• Source excerpt
-*-*-

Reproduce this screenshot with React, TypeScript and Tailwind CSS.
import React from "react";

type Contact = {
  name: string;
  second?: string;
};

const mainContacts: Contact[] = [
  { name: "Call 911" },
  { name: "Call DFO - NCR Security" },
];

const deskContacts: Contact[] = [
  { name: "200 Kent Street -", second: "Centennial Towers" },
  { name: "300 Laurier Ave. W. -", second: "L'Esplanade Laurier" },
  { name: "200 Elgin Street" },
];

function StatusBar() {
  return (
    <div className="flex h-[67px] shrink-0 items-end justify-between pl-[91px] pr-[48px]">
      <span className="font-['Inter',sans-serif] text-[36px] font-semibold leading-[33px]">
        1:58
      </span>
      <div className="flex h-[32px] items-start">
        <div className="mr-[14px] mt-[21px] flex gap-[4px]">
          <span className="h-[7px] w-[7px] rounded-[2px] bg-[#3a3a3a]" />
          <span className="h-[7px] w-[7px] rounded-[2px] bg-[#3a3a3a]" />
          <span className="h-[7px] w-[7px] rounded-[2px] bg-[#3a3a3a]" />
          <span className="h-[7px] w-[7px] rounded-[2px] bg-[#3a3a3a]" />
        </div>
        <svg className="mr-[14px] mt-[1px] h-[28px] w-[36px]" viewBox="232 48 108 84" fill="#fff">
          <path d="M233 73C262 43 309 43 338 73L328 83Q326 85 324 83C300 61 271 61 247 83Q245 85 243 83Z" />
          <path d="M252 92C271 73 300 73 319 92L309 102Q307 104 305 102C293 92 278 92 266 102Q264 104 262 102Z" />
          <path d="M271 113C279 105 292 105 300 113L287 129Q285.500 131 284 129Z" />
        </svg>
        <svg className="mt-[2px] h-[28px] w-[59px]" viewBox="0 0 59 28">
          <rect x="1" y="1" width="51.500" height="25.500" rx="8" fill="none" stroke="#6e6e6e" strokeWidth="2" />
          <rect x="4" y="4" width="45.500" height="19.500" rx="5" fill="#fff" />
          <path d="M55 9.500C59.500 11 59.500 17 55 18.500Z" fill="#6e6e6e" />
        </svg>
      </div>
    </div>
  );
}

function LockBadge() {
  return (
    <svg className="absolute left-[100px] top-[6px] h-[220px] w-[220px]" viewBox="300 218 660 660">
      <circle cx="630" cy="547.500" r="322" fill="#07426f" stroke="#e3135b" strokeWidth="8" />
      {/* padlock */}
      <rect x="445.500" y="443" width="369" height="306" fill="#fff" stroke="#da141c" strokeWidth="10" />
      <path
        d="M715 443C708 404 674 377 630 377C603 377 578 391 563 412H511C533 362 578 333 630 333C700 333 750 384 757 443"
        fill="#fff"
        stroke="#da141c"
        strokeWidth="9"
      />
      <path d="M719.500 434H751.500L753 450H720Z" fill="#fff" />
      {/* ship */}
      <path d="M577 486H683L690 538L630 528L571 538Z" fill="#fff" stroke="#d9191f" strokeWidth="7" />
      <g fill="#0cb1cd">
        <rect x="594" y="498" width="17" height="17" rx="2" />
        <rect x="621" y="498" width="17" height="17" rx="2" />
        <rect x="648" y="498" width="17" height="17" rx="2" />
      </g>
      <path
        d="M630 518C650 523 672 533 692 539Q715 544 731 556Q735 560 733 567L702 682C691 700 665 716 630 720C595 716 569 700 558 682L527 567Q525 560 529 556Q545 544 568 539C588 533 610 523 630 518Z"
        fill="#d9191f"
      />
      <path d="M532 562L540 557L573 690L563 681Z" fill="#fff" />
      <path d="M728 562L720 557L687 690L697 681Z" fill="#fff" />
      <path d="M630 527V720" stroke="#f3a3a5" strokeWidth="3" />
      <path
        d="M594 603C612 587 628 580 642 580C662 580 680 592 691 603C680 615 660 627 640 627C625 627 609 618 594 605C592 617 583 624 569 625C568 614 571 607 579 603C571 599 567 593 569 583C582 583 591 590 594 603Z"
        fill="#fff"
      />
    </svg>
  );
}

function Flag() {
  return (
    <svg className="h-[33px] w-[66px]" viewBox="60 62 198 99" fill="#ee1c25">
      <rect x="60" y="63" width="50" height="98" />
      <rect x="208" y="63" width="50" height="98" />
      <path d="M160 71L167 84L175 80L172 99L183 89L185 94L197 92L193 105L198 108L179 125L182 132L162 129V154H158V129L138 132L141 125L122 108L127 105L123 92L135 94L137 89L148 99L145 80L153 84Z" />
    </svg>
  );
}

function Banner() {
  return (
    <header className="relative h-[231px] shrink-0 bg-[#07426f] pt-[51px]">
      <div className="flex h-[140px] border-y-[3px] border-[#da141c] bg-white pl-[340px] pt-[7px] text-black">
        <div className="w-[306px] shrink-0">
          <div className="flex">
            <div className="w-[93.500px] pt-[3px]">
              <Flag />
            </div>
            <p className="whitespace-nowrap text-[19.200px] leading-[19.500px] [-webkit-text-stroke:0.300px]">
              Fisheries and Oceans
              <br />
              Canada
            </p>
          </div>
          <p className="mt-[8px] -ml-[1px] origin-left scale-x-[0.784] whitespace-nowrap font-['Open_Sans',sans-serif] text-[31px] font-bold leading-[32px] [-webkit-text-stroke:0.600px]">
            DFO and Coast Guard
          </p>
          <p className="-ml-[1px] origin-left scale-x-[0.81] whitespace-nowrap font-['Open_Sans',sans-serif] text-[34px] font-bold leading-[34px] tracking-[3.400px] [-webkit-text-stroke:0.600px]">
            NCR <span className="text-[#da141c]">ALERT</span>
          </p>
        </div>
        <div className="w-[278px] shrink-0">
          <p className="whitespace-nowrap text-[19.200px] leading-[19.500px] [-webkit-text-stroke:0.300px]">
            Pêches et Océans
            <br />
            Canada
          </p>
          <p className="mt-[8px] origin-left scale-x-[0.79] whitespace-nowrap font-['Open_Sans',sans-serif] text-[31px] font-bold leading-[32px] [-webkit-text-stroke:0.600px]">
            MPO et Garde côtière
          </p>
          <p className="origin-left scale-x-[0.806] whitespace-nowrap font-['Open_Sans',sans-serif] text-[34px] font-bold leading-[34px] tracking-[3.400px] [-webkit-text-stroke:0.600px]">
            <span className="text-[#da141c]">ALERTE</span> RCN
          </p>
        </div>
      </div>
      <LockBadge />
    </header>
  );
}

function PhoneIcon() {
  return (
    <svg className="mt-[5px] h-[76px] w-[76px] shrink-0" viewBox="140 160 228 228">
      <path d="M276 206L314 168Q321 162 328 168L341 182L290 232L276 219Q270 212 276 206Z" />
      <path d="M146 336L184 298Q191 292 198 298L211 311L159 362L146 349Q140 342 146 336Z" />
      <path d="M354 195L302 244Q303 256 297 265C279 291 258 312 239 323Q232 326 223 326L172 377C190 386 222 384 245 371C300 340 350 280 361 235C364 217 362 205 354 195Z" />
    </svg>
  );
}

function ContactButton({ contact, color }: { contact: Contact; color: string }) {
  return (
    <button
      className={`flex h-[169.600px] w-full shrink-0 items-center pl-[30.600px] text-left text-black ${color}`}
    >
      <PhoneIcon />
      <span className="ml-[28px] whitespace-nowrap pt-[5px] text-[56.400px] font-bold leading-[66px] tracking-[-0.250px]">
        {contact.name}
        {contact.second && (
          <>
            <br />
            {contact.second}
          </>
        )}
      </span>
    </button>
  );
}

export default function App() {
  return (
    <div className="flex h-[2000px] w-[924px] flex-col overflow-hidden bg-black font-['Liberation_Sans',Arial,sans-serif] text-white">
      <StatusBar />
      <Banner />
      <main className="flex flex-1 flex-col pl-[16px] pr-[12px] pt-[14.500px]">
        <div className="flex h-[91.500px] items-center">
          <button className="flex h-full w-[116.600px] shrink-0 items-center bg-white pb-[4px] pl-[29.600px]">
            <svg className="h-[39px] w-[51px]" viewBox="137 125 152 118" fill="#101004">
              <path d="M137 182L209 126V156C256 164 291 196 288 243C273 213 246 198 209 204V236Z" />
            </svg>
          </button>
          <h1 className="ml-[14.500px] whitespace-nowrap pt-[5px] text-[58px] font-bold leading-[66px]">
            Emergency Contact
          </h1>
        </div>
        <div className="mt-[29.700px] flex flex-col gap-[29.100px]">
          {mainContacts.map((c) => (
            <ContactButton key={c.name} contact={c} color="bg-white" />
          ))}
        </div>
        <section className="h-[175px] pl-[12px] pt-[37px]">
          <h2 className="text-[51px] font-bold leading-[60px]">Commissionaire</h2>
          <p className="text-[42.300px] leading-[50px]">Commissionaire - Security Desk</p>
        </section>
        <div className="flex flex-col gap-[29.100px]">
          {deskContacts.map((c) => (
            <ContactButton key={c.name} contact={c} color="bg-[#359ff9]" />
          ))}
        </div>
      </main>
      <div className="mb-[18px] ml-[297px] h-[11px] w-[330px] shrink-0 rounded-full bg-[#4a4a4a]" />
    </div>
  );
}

-*-*-

• What this task involves
Pick out every line of the listing containing the word "React", and show those lines.

• Result
Reproduce this screenshot with React, TypeScript and Tailwind CSS.
import React from "react";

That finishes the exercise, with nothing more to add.